The ripple effects (pun intended) could be massive. Once banks start issuing their own crypto assets, it becomes a lot harder for other institutions to justify staying away. Corporate treasuries that have been too scared to hold Bitcoin might be perfectly comfortable holding JPMCoin or whatever these banks end up calling their tokens.
What Happens Next for ADA and the Crypto World
This banking pivot isn't just about stablecoins – it's about legitimacy. When JPMorgan Chase decides crypto is worth taking seriously, every other financial institution has to at least consider whether they're missing out on something big.

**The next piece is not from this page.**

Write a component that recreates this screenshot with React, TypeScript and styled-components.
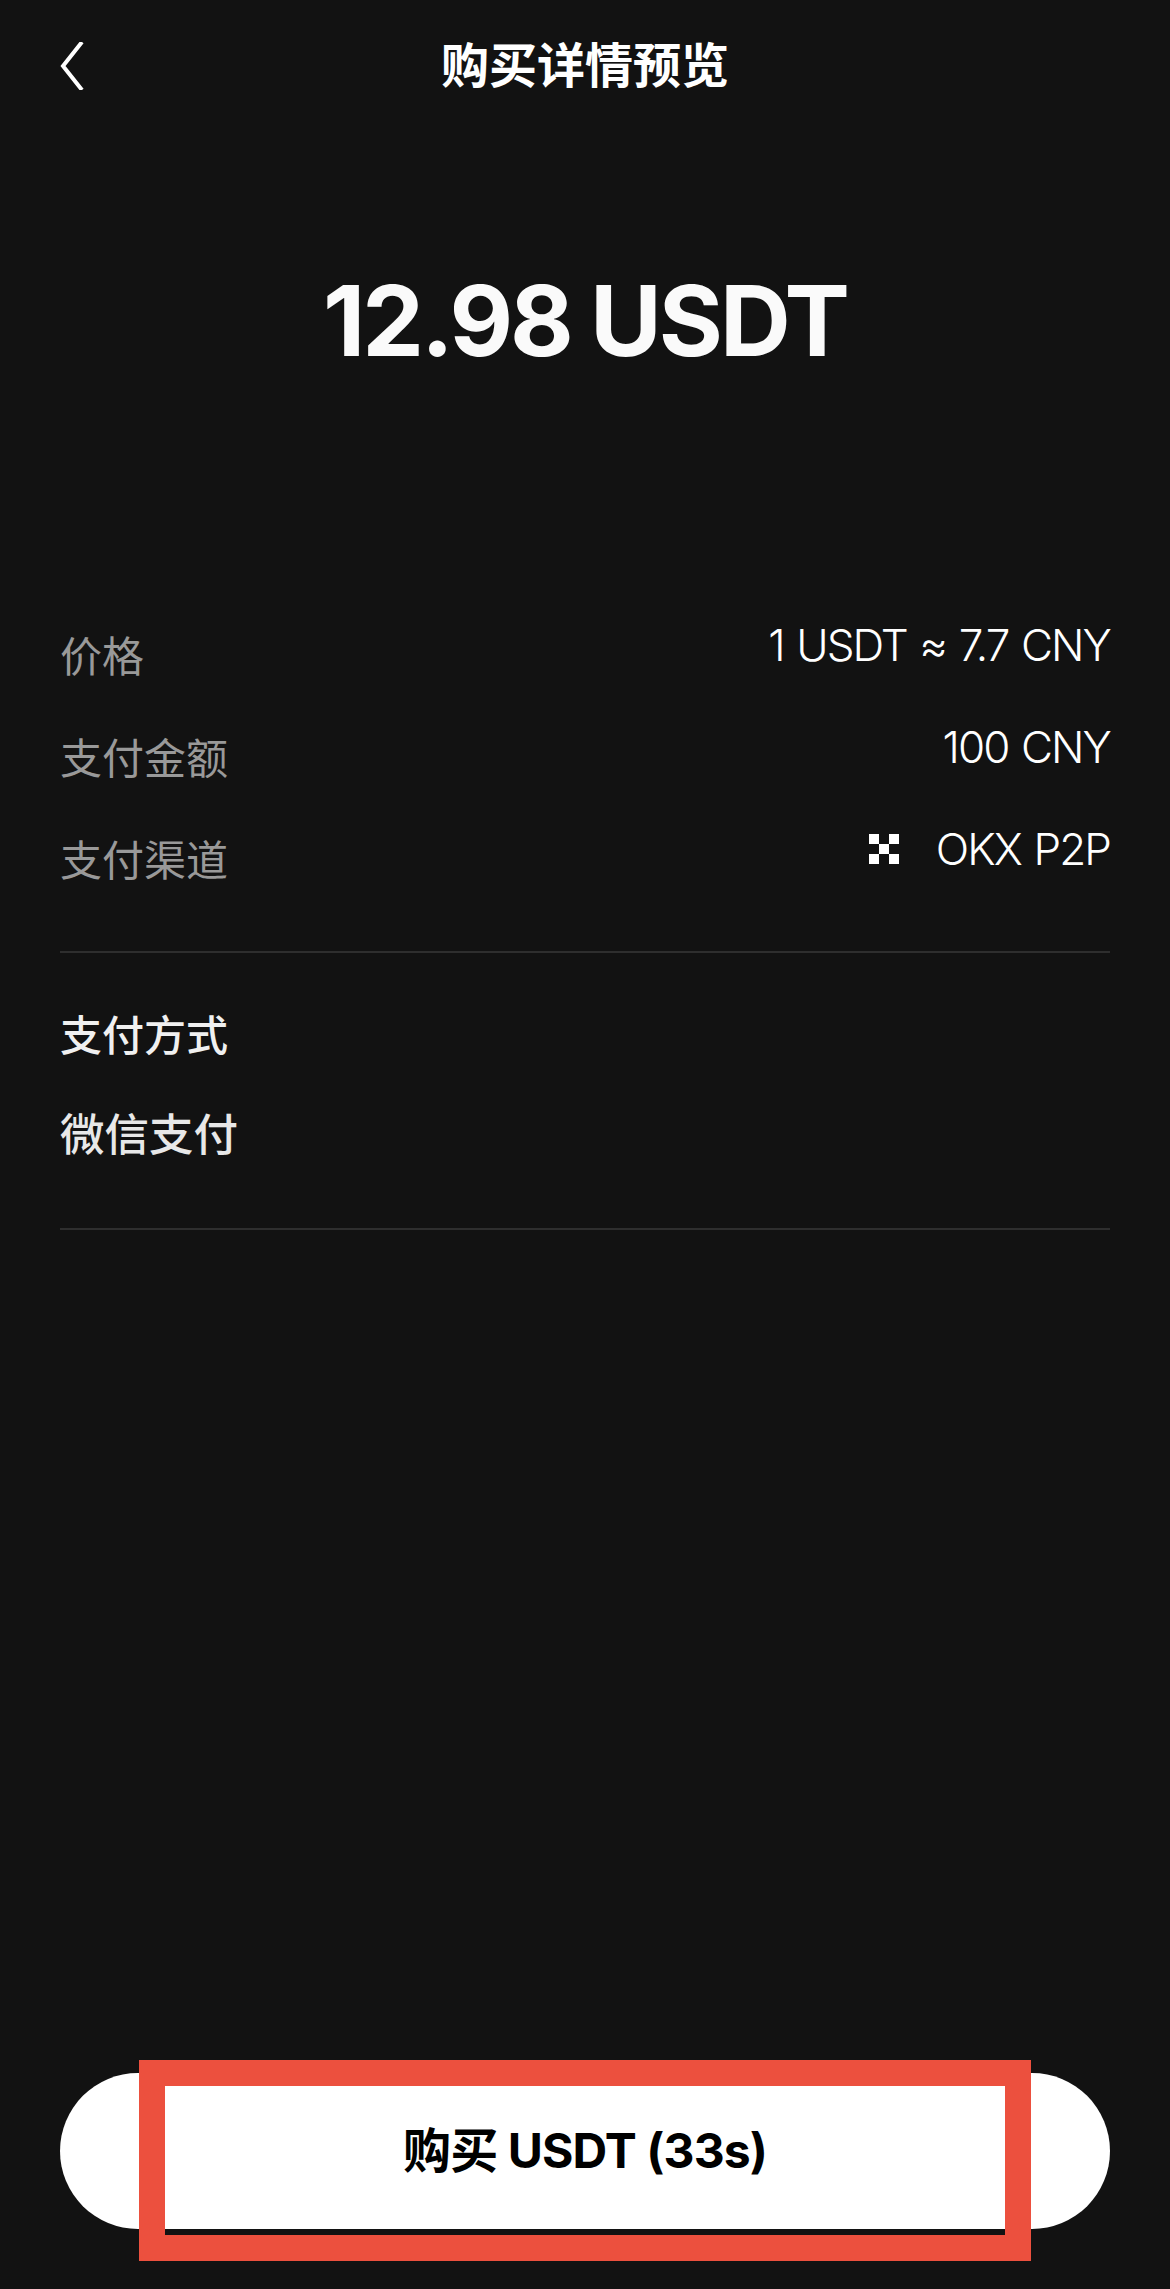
import React from "react";
import styled, { createGlobalStyle } from "styled-components";

const Global = createGlobalStyle`
  html, body { margin: 0; padding: 0; background: #121212; }
  * { box-sizing: border-box; }
`;

const sans = `Inter, "Noto Sans CJK SC", sans-serif`;
const cjk = `"Noto Sans CJK SC", sans-serif`;

const Page = styled.div`
  width: 1170px;
  height: 2289px;
  background: #121212;
  color: #fff;
  display: flex;
  flex-direction: column;
  padding: 0 60px;
  font-family: ${sans};
`;

const Header = styled.header`
  height: 132px;
  display: grid;
  grid-template-columns: 60px 1fr 60px;
  align-items: center;
`;

const BackIcon = styled.svg`
  width: 24px;
  height: 48px;
  display: block;
`;

const Title = styled.h1`
  margin: 0 0 8px;
  text-align: center;
  font-family: ${cjk};
  font-size: 48px;
  line-height: 60px;
  font-weight: 700;
`;

const Amount = styled.div`
  margin-top: 139px;
  height: 100px;
  text-align: center;
  font-size: 98px;
  line-height: 100px;
  font-weight: 700;
  letter-spacing: -3px;
  word-spacing: -1px;
  color: #fafafa;
`;

const Details = styled.section`
  margin-top: 249px;
  display: flex;
  flex-direction: column;
  gap: 42px;
`;

const Row = styled.div`
  height: 60px;
  display: flex;
  justify-content: space-between;
  align-items: flex-start;
`;

const Label = styled.span`
  font-family: ${cjk};
  font-size: 42px;
  line-height: 60px;
  margin-top: 4px;
  color: #999999;
`;

const Value = styled.span`
  display: flex;
  align-items: center;
  gap: 37px;
  font-size: 44px;
  line-height: 50px;
  font-weight: 300;
  letter-spacing: -1.9px;
  word-spacing: 2px;
  color: #fff;
`;

const LogoIcon = styled.svg`
  width: 30px;
  height: 30px;
  display: block;
`;

const Divider = styled.div`
  height: 2px;
  background: #2e2e2e;
`;

const FirstDivider = styled(Divider)`
  margin-top: 67px;
`;

const Method = styled.section`
  padding-top: 50px;
  height: 275px;
`;

const MethodTitle = styled.div`
  font-family: ${cjk};
  font-size: 42px;
  line-height: 60px;
  font-weight: 500;
  color: #f0f0f0;
`;

const MethodValue = styled.div`
  margin-top: 38px;
  font-family: ${cjk};
  font-size: 44.5px;
  line-height: 62px;
  font-weight: 500;
  color: #e8e8e8;
`;

const Footer = styled.footer`
  margin-top: auto;
  margin-bottom: 60px;
  position: relative;
`;

const BuyButton = styled.button`
  width: 100%;
  height: 156px;
  border: 0;
  border-radius: 78px;
  background: #fff;
  color: #000;
  font-family: ${sans};
  font-size: 48px;
  font-weight: 700;
  letter-spacing: -0.9px;
  padding: 0 0 8px;
`;

const Highlight = styled.div`
  position: absolute;
  left: 79px;
  top: -13px;
  width: 892px;
  height: 201px;
  border: 26px solid #ec503e;
  pointer-events: none;
`;

const App: React.FC = () => (
  <Page>
    <Global />
    <Header>
      <BackIcon viewBox="0 0 24 48" fill="none">
        <path d="M22 0 L3 24 L22 48" stroke="#fff" strokeWidth="4" />
      </BackIcon>
      <Title>购买详情预览</Title>
    </Header>
    <Amount>12.98 USDT</Amount>
    <Details>
      <Row>
        <Label>价格</Label>
        <Value>1 USDT ≈ 7.7 CNY</Value>
      </Row>
      <Row>
        <Label>支付金额</Label>
        <Value>100 CNY</Value>
      </Row>
      <Row>
        <Label>支付渠道</Label>
        <Value>
          <LogoIcon viewBox="0 0 30 30" fill="#fff">
            <rect x="0" y="0" width="10" height="10" />
            <rect x="20" y="0" width="10" height="10" />
            <rect x="10" y="10" width="10" height="10" />
            <rect x="0" y="20" width="10" height="10" />
            <rect x="20" y="20" width="10" height="10" />
          </LogoIcon>
          OKX P2P
        </Value>
      </Row>
    </Details>
    <FirstDivider />
    <Method>
      <MethodTitle>支付方式</MethodTitle>
      <MethodValue>微信支付</MethodValue>
    </Method>
    <Divider />
    <Footer>
      <BuyButton>购买 USDT (33s)</BuyButton>
      <Highlight />
    </Footer>
  </Page>
);

export default App;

For Cardano (ADA), this could unlock the kind of institutional partnerships that Hoskinson has been positioning for since day one. Banks launching stablecoins will need blockchain infrastructure, compliance frameworks, and technical expertise – all areas where ADA has been quietly building advantages.
The interesting part will be watching how existing crypto players react. Will Tether and Circle fight back with better products, or will they get steamrolled by institutions with deeper pockets and regulatory connections? Will other blockchain platforms scramble to copy Cardano's approach, or will they double down on being the "anti-establishment" alternative?
One thing's for sure – the crypto world just got a lot more interesting. When the biggest banks in America are planning to issue their own tokens, we're not talking about a niche technology anymore. We're talking about a fundamental shift in how the financial system works.
Hoskinson's prediction coming true isn't just a personal win – it's a signal that crypto has finally crossed the chasm from early adopter technology to mainstream financial infrastructure. And for a platform like Cardano that's been preparing for this moment since day one, the timing couldn't be better.
"As predicted," indeed. Sometimes the best revenge is just being right.